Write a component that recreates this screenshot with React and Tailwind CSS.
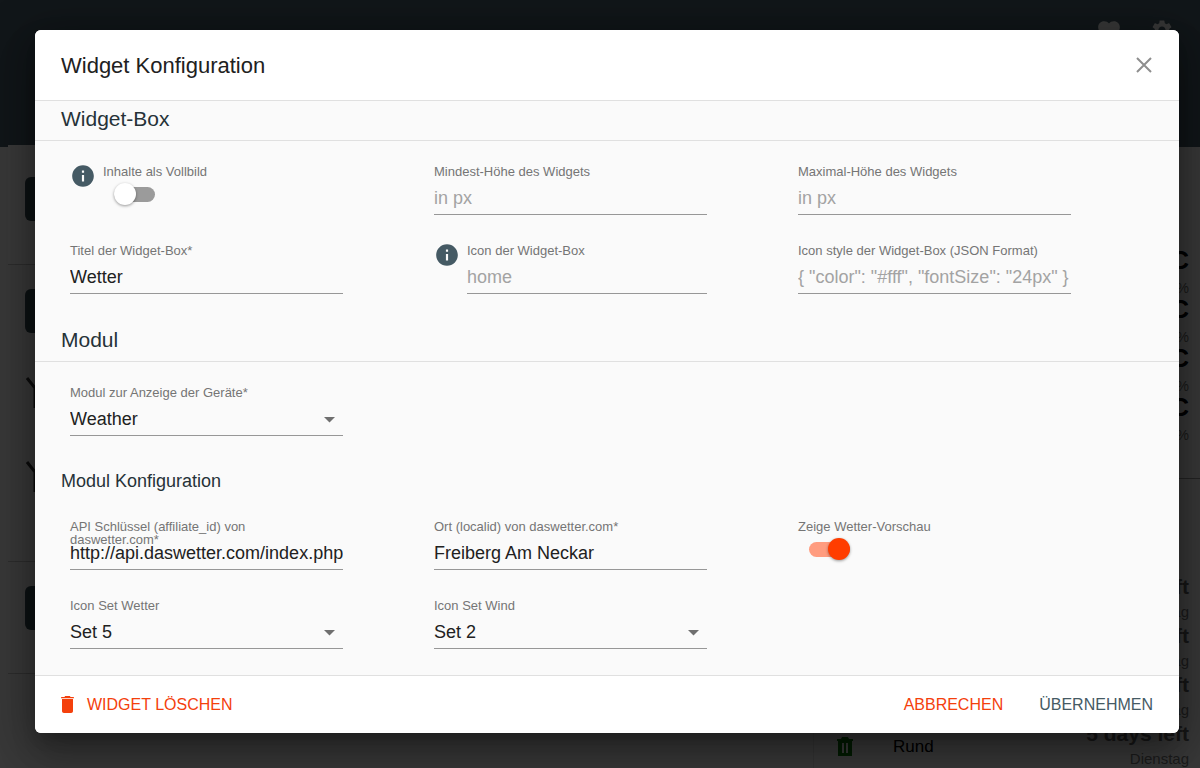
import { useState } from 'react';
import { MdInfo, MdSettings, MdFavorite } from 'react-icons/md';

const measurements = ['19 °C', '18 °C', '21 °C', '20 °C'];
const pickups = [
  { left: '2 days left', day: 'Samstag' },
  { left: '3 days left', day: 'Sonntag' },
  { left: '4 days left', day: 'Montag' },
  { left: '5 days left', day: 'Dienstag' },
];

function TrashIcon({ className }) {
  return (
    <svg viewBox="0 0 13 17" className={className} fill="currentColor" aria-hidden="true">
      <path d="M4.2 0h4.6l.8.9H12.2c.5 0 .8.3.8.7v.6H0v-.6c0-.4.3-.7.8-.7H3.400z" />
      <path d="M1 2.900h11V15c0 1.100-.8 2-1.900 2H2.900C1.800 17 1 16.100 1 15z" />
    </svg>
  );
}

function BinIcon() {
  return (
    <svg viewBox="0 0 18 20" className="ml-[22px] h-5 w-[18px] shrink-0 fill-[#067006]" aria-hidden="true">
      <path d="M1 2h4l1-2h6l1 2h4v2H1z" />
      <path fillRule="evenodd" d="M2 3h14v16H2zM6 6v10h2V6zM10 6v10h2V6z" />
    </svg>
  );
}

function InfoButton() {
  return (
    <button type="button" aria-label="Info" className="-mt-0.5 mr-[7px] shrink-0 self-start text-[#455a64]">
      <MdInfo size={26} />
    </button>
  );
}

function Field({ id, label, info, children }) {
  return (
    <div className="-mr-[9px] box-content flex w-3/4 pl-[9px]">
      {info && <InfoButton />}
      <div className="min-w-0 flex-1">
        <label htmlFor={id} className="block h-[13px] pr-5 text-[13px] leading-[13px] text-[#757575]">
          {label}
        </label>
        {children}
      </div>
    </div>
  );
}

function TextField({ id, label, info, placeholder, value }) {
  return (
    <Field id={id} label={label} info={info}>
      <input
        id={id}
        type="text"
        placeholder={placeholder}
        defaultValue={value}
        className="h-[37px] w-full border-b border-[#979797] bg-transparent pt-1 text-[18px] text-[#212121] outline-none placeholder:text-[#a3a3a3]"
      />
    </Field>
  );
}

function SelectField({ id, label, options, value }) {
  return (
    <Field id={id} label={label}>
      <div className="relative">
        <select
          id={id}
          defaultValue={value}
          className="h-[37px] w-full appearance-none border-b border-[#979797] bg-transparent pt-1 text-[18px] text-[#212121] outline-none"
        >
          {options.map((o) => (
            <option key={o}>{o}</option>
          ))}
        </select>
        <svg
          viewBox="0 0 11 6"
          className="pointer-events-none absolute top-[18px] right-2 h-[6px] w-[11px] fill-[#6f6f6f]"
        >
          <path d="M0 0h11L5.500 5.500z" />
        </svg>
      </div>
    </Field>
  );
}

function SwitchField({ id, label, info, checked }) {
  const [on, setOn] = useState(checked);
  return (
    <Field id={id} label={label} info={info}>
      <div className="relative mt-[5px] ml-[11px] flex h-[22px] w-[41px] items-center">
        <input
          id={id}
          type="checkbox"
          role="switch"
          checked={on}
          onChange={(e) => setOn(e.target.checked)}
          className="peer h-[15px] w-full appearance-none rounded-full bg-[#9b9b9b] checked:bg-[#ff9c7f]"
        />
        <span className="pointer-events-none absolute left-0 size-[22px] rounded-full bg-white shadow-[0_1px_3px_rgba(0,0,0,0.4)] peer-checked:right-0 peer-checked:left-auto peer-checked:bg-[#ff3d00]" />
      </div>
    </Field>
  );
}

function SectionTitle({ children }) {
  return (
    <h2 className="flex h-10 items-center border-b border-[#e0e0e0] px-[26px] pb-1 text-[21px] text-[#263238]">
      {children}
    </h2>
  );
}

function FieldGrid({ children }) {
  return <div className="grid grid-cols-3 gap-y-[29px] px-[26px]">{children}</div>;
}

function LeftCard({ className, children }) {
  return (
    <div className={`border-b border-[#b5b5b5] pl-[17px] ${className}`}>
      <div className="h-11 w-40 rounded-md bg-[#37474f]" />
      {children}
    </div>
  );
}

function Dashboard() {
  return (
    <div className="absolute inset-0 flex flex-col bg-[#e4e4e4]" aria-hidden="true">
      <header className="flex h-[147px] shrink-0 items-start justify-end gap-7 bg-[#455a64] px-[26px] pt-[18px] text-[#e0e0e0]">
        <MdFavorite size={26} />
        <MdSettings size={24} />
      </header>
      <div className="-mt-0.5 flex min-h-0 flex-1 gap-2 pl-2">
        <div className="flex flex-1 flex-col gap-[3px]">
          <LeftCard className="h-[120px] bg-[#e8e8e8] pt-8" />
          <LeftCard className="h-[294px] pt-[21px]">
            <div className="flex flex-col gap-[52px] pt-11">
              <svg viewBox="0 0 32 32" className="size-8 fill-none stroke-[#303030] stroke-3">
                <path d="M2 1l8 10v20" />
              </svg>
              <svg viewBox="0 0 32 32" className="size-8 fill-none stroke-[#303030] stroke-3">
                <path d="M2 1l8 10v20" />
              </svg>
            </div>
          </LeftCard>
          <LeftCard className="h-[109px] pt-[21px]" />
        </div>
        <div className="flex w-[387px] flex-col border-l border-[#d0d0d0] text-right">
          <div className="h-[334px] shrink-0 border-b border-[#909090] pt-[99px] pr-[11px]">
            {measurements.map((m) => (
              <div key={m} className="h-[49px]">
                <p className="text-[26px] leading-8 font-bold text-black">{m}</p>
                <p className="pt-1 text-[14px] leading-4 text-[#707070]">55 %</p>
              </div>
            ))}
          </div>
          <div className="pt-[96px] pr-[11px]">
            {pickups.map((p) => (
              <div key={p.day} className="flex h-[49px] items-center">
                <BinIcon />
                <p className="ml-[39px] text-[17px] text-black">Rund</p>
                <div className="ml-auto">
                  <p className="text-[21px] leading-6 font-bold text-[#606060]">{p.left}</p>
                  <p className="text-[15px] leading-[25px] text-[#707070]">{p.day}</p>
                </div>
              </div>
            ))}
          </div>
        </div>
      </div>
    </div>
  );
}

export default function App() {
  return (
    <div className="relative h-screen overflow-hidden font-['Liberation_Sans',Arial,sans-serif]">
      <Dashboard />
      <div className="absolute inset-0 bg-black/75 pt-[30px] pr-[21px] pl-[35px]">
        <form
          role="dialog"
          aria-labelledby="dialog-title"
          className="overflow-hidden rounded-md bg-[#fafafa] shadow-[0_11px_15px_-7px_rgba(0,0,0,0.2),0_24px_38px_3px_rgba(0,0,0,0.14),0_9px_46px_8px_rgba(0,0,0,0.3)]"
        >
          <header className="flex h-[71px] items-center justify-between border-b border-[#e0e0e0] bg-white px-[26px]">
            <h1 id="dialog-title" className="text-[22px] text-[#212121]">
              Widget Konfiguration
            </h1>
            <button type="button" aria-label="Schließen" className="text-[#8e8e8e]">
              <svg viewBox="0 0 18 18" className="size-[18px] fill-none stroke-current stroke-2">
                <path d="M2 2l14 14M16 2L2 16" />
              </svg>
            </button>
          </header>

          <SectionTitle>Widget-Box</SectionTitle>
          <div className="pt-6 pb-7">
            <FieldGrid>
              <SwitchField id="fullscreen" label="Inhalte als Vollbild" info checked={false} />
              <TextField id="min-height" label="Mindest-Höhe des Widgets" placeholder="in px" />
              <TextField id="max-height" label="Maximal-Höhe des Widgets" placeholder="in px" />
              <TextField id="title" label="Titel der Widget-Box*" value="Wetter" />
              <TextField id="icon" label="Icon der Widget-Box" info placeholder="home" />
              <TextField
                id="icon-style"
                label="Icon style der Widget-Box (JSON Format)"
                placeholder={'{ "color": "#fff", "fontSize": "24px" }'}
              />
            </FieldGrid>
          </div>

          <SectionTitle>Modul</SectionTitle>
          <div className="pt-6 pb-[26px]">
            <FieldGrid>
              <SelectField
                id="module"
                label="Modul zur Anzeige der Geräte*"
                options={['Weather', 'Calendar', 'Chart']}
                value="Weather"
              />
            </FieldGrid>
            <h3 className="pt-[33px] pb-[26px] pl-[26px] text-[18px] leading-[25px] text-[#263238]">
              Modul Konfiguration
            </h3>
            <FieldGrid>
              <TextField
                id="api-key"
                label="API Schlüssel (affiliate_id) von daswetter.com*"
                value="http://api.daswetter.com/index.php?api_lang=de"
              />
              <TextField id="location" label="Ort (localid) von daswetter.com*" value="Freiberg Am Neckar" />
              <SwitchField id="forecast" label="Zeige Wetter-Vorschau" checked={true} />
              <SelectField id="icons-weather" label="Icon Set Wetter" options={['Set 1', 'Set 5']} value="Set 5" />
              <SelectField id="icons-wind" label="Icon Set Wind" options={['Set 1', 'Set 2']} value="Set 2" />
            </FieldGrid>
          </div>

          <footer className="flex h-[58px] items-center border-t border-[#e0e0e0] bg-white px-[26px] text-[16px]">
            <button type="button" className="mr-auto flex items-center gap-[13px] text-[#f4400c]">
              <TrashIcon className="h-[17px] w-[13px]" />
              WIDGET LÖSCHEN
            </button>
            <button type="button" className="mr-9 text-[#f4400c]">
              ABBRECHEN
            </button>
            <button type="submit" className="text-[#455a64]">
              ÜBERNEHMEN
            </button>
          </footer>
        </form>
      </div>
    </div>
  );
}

- - -

Return exactly what appears from the opening line of the material through the line with "MdInfo, MdSettings, MdFavorite", apart from the pictures.

Completed task:
Write a component that recreates this screenshot with React and Tailwind CSS.
import { useState } from 'react';
import { MdInfo, MdSettings, MdFavorite } from 'react-icons/md';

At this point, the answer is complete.